The sign-writers had long expanded their assignment from merely copying down the short word BUS into more elaborate messages rather in the tradition of that unknown monk working away soberly by candle-light copying out the Lord’s Prayer as he must have done scores of times before and then, seized by a sudden and unprecedented impulse of adoration, proceeded to end the prayer on a new fantastic flourish of his own: For thine is the kingdom, the power and the glory, for ever and ever, Amen!
The sign-writers of Kangan did not work in dark and holy seclusions of monasteries but in free-for-all market-places under the fiery eye of the sun. And yet in ways not unlike the monk’s they sought in their work to capture the past as well as invent a future. Luxurious had inscribed on its blue body in reds, yellows and whites three different legends—one at the back, another at the sides and the third, and perhaps most important, at the masthead, on top of the front windscreen.
Chris, now fully reconciled to his new condition as a wide-eyed newcomer to the ways of Kangan made a mental note of these inscriptions.
The one at the back of the bus, written in the indigenous language of Bassa, concise in the extreme and, for that reason, hard if not impossible to translate said simply: Ife onye metalu—What a man commits. At the sides the inscriptions switched to words of English: All Saints Bus; and in front, also in English, they announced finally (or perhaps initially!) Angel of Mercy.
Chris took a window seat in the middle section of the bus; Braimoh had already secured a place for himself in front just behind the driver; while Emmanuel on an aisle seat at the rear was chatting up a most attractive girl whose striking features had earlier at the ticketing office made not a fleeting impression on Chris himself.

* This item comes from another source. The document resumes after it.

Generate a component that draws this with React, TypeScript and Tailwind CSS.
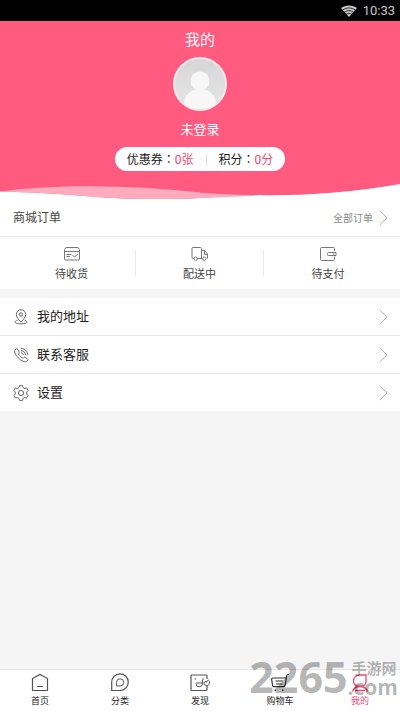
import React from 'react';

function ChevronRight() {
  return (
    <svg viewBox="0 0 9 16" className="h-4 w-[9px] shrink-0" fill="none" stroke="#b0b0b0" strokeWidth="1" aria-hidden="true">
      <path d="M.8 1 8 8 .8 15" />
    </svg>
  );
}

function BoxIcon() {
  return (
    <svg viewBox="0 0 18 16" className="h-4 w-[18px]" fill="none" stroke="#777" strokeWidth="1" aria-hidden="true">
      <path d="M3 1.500h12l1.500 2v9.500a1 1 0 0 1-1 1h-13a1 1 0 0 1-1-1V3.500zM1.500 5.500h15M3.500 8.500h5M3.500 10.500h3.500M9.500 9l2 2 3.500-3" />
    </svg>
  );
}

function TruckIcon() {
  return (
    <svg viewBox="0 0 18 16" className="h-4 w-[18px]" fill="none" stroke="#777" strokeWidth="1" aria-hidden="true">
      <path d="M3 12.500H2a1 1 0 0 1-1-1v-9a1 1 0 0 1 1-1h7.500a1 1 0 0 1 1 1v10M6.500 12.500h5M10.500 4.500h3l3 3.500v4a.5.500 0 0 1-.5.500M13.500 4.500v4h3" />
      <circle cx="4.700" cy="12.700" r="1.700" />
      <circle cx="13.300" cy="12.700" r="1.700" />
    </svg>
  );
}

function WalletIcon() {
  return (
    <svg viewBox="0 0 18 16" className="h-4 w-[18px]" fill="none" stroke="#777" strokeWidth="1" aria-hidden="true">
      <path d="M15.500 5V2.500a1 1 0 0 0-1-1h-12a1 1 0 0 0-1 1v11a1 1 0 0 0 1 1h12a1 1 0 0 0 1-1V10.500M17 6.500H9.500a1 1 0 0 0-1 1v1a1 1 0 0 0 1 1H17zM14 8h1.500" />
    </svg>
  );
}

function PinIcon() {
  return (
    <svg viewBox="0 0 16 16" className="size-4" fill="none" stroke="#555" strokeWidth=".9" aria-hidden="true">
      <path d="M8 13.200C5.500 10.500 3.300 8 3.300 5.500a4.700 4.700 0 0 1 9.400 0c0 2.500-2.200 5-4.700 7.700z" />
      <circle cx="8" cy="5.500" r="1.700" />
      <path d="M4.500 11.200c-4 1.300-3.500 3.600 3.500 3.600s7.500-2.300 3.500-3.600" />
    </svg>
  );
}

function PhoneIcon() {
  return (
    <svg viewBox="0 0 16 16" className="size-4" fill="none" stroke="#555" strokeWidth=".9" aria-hidden="true">
      <path d="M3.200 1.800 1.900 3c-1 1 .1 4.500 3.500 8s7 4.500 8.200 3.400l1-1.200c.4-.5.300-1-.2-1.400l-2.200-1.500c-.5-.3-.9-.2-1.300.2l-.8.800C8.500 11 6 8.500 5.300 7l.7-.8c.4-.4.400-.9.100-1.300L4.600 2c-.4-.6-.9-.7-1.400-.2zM8 5.800c1.300 0 2.300 1 2.300 2.300M8 3.600c2.500 0 4.500 2 4.500 4.500M8 1.400c3.700 0 6.700 3 6.700 6.700" />
    </svg>
  );
}

function GearIcon() {
  return (
    <svg viewBox="0 0 16 16" className="size-4" fill="none" stroke="#555" strokeWidth=".9" strokeLinejoin="round" aria-hidden="true">
      <path d="M6.500.6h3l.5 2 1.600.9 2-.6 1.500 2.600L13.700 7v2l1.400 1.500-1.500 2.600-2-.6-1.600.9-.5 2h-3l-.5-2-1.600-.9-2 .6L.9 10.500 2.300 9V7L.9 5.500l1.500-2.600 2 .6L6 2.600z" />
      <circle cx="8" cy="8" r="2.600" />
    </svg>
  );
}

function HomeIcon() {
  return (
    <svg viewBox="0 0 20 20" className="size-5" fill="none" stroke="#555" strokeWidth="1.200" aria-hidden="true">
      <path d="M2.500 5.500 10 1.500l7.500 4V17.500h-15zM7 13.500h6" />
    </svg>
  );
}

function CategoryIcon() {
  return (
    <svg viewBox="0 0 20 20" className="size-5" fill="none" stroke="#555" strokeWidth="1.200" aria-hidden="true">
      <path d="M1.700 17.500V9.500a8.300 8.300 0 1 1 8.300 8z" />
      <path d="M6.500 13V9.500a3.600 3.600 0 1 1 3.600 3.500z" strokeWidth="1" />
    </svg>
  );
}

function DiscoverIcon() {
  return (
    <svg viewBox="0 0 20 20" className="size-5" fill="none" stroke="#555" strokeWidth="1.200" aria-hidden="true">
      <path d="M17 6V3a1 1 0 0 0-1-1H2a1 1 0 0 0-1 1v13.500a1 1 0 0 0 1 1h14a1 1 0 0 0 1-1V13M4.500 6h1.500" />
      <path d="M6 10h6.500v.5a3.200 3.200 0 0 1-6.500 0M12.500 10V6.500M12.500 6h1.500M14 10c0-1.500 1.500-2 3-1 .3-2.500 2.500-2.300 2.500 0 0 2-1 4-2.500 4l-3-1.500z" strokeWidth="1" />
    </svg>
  );
}

function CartIcon() {
  return (
    <svg viewBox="0 0 20 20" className="size-5" fill="none" stroke="#333" strokeWidth="1.200" aria-hidden="true">
      <path d="M19 1.500h-1c-.8 0-1.200.5-1.400 1.300L15 12.500c-.2.800-.8 1.200-1.700 1.200H4c-1 0-1.500-.5-1.500-1.500L1.700 6.500c-.1-1 .4-1.500 1.300-1.500h13M5.500 8H13M6 11h6.500" />
      <path d="M4.500 17.200h1.500M12 17.200h1.500" strokeWidth="1.600" />
    </svg>
  );
}

function MineIcon() {
  return (
    <svg viewBox="0 0 20 20" className="size-5" fill="none" stroke="#ee4a72" strokeWidth="1.300" aria-hidden="true">
      <path d="M3.500 8.500C3.500 4.500 6 2 10 2h6v6.500c0 3-2.500 5-6 5s-6.500-2-6.500-5z" />
      <path d="M2.500 18.500c1-3 3.500-5 7.500-5s6.500 2 7.500 5M5 17.500h10" />
    </svg>
  );
}

const orders = [
  { label: '待收货', icon: <BoxIcon /> },
  { label: '配送中', icon: <TruckIcon /> },
  { label: '待支付', icon: <WalletIcon /> },
];

const links = [
  { label: '我的地址', icon: <PinIcon /> },
  { label: '联系客服', icon: <PhoneIcon /> },
  { label: '设置', icon: <GearIcon /> },
];

const tabs = [
  { label: '首页', icon: <HomeIcon />, active: false },
  { label: '分类', icon: <CategoryIcon />, active: false },
  { label: '发现', icon: <DiscoverIcon />, active: false },
  { label: '购物车', icon: <CartIcon />, active: false },
  { label: '我的', icon: <MineIcon />, active: true },
];

function Colon() {
  return <span lang="zh-TW" className="font-['Noto_Sans_CJK_TC',sans-serif]">：</span>;
}

export default function App() {
  return (
    <div className="relative flex min-h-screen flex-col bg-[#f5f5f5] font-['Roboto','Noto_Sans_CJK_SC',sans-serif] text-[#444]">
      <div className="flex h-[21px] items-center justify-end gap-1.5 bg-black pr-[5px] text-[13px] text-[#c8c8c8]">
        <svg viewBox="0 0 16 12" className="h-3 w-4" aria-hidden="true">
          <path d="M8 12 0 3C4.500-.5 11.500-.5 16 3z" fill="#c8c8c8" />
          <path d="M1.500 5.200c4-3 9-3 13 0M3.300 7.300c3-2.200 6.400-2.200 9.400 0M5.200 9.300c1.800-1.300 3.800-1.300 5.600 0" fill="none" stroke="#000" strokeWidth=".8" />
        </svg>
        <span>10:33</span>
      </div>

      <header className="flex flex-col items-center bg-[#ff5a7f] pt-2 text-white">
        <h1 className="text-[15px] leading-[22px]">我的</h1>
        <svg viewBox="0 0 54 54" className="mt-1.5 size-[54px]" role="img" aria-label="头像">
          <defs>
            <linearGradient id="avatar" x1="0" y1="0" x2="0" y2="1">
              <stop offset="0" stopColor="#d6d6d6" />
              <stop offset="1" stopColor="#e6e6e6" />
            </linearGradient>
            <clipPath id="disc"><circle cx="27" cy="27" r="25.500" /></clipPath>
          </defs>
          <circle cx="27" cy="27" r="26" fill="url(#avatar)" stroke="#ffe6ec" strokeWidth="2" />
          <g clipPath="url(#disc)" fill="#f7f7f7">
            <circle cx="27" cy="24" r="9.500" />
            <path d="M11 54V47c0-9 7-15 16-15s16 6 16 15v7z" />
          </g>
        </svg>
        <p className="mt-2 text-[13px] leading-[22px]">未登录</p>
        <div className="mt-1.5 flex h-6 items-center rounded-full bg-white px-3 pt-px text-xs text-[#222]">
          <span>优惠券<Colon /><span className="text-[#ee4a72]">0张</span></span>
          <span className="mx-3 h-3 w-px bg-[#ddd]" />
          <span>积分<Colon /><span className="text-[#ee4a72]">0分</span></span>
        </div>
        <svg viewBox="0 0 400 29" preserveAspectRatio="none" className="h-[29px] w-full" aria-hidden="true">
          <path d="M0 29V20.500C30 21 60 23 85 25 130 29 170 28.500 200 27L250 24C310 25 360 19 400 12.500V29z" fill="#fff" />
          <path d="M0 20.500C60 13 130 14 200 21.500L260 24.500 200 27C170 28.500 130 29 85 25 60 23 30 21 0 20.500z" fill="#ffaabd" />
          <path d="M200 21.500C270 27 340 24 400 13V0H200z" fill="#ff5a7f" />
        </svg>
      </header>

      <main className="flex flex-1 flex-col">
        <section className="bg-white">
          <div className="flex h-[37px] items-center justify-between border-b border-[#e8e8e8] pr-3 pl-[13px]">
            <h2 className="text-xs leading-[18px]">商城订单</h2>
            <a href="#orders" className="flex items-center gap-1.5 text-[10px] text-[#888]">全部订单<ChevronRight /></a>
          </div>
          <div className="grid h-[52px] grid-cols-3 px-2">
            {orders.map((item, i) => (
              <div key={item.label} className="flex items-center">
                <button type="button" className="flex flex-1 flex-col items-center gap-1 pt-1 text-[11px] leading-[18px]">
                  {item.icon}
                  {item.label}
                </button>
                {i < 2 && <span className="h-[26px] w-px bg-[#e8e8e8]" />}
              </div>
            ))}
          </div>
        </section>

        <nav className="mt-[9px] bg-white">
          {links.map((item) => (
            <a key={item.label} href="#account" className="flex items-center border-b border-[#e8e8e8] pr-3 pl-[13px] text-[13px] leading-[37px] text-[#222] last:border-b-0">
              {item.icon}
              <span className="ml-2 flex-1">{item.label}</span>
              <ChevronRight />
            </a>
          ))}
        </nav>
      </main>

      <nav className="grid h-[42px] grid-cols-5 border-t border-[#e5e5e5] bg-white">
        {tabs.map((tab) => (
          <a key={tab.label} href="#tab" className={`flex flex-col items-center pt-[3px] text-[9px] leading-4 ${tab.active ? 'text-[#ee4a72]' : 'text-[#222]'}`}>
            {tab.icon}
            <span>{tab.label}</span>
          </a>
        ))}
      </nav>

      <div className="pointer-events-none absolute right-0.5 bottom-3.5 flex items-end font-['Open_Sans','Noto_Sans_CJK_SC',sans-serif] font-bold text-black/30">
        <span className="text-[43px] leading-10">2265</span>
        <span className="flex flex-col">
          <span className="pl-1 text-[15px] leading-[18px]">手游网</span>
          <span className="text-[21px] leading-5">.com</span>
        </span>
      </div>
    </div>
  );
}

Those three legends now began to tease and exercise his mind; perhaps they came handy as an antidote to anxiety. After the near disaster at the Three Cowrie Bridge he had become persuaded that in moments of stress his face was perhaps too candid a mirror to his mind, and he had set about cultivating what he hoped in future would pass for a relaxed countenance and serve him more prudendy.
But practising deep-breathing exercises and other forms of relaxation therapy in front of a mirror was one thing, and being able to actually look relaxed if a team of vicious security men should for example board the bus now, quite another. To paraphrase a recent wise admonition, how was he to give the impression to the world in such an emergency that this unaccustomed bus in which he now sat nervously was actually his father’s property?
Paradoxically Braimoh who owned nothing to speak of could pass, by the way he sat up there, as the true son of the proprietor of Angel of Mercy, alias All Saints, alias Ife onye metalu.
Glancing back to the rear of the bus Chris saw Emmanuel who didn’t own anything either, at least not for the moment, also pretty much at ease; not to the degree of Braimoh of course, but more so by far than Yours Sincerely who, don’t forget, is one of the troika of proprietors who own Kangan itself! He smiled, bitterly. That Beatrice girl of yours must be closely watched!
If he had a book he could perhaps bury his thoughts in it and escape the betrayal of a tell-tale face. But a man reading a book in a Kangan bus in order to evade notice would have to be out of his mind. So the only reading material he had in his bag were a few unsigned and innocuous poems he had salvaged from scattered papers in Ikem’s house.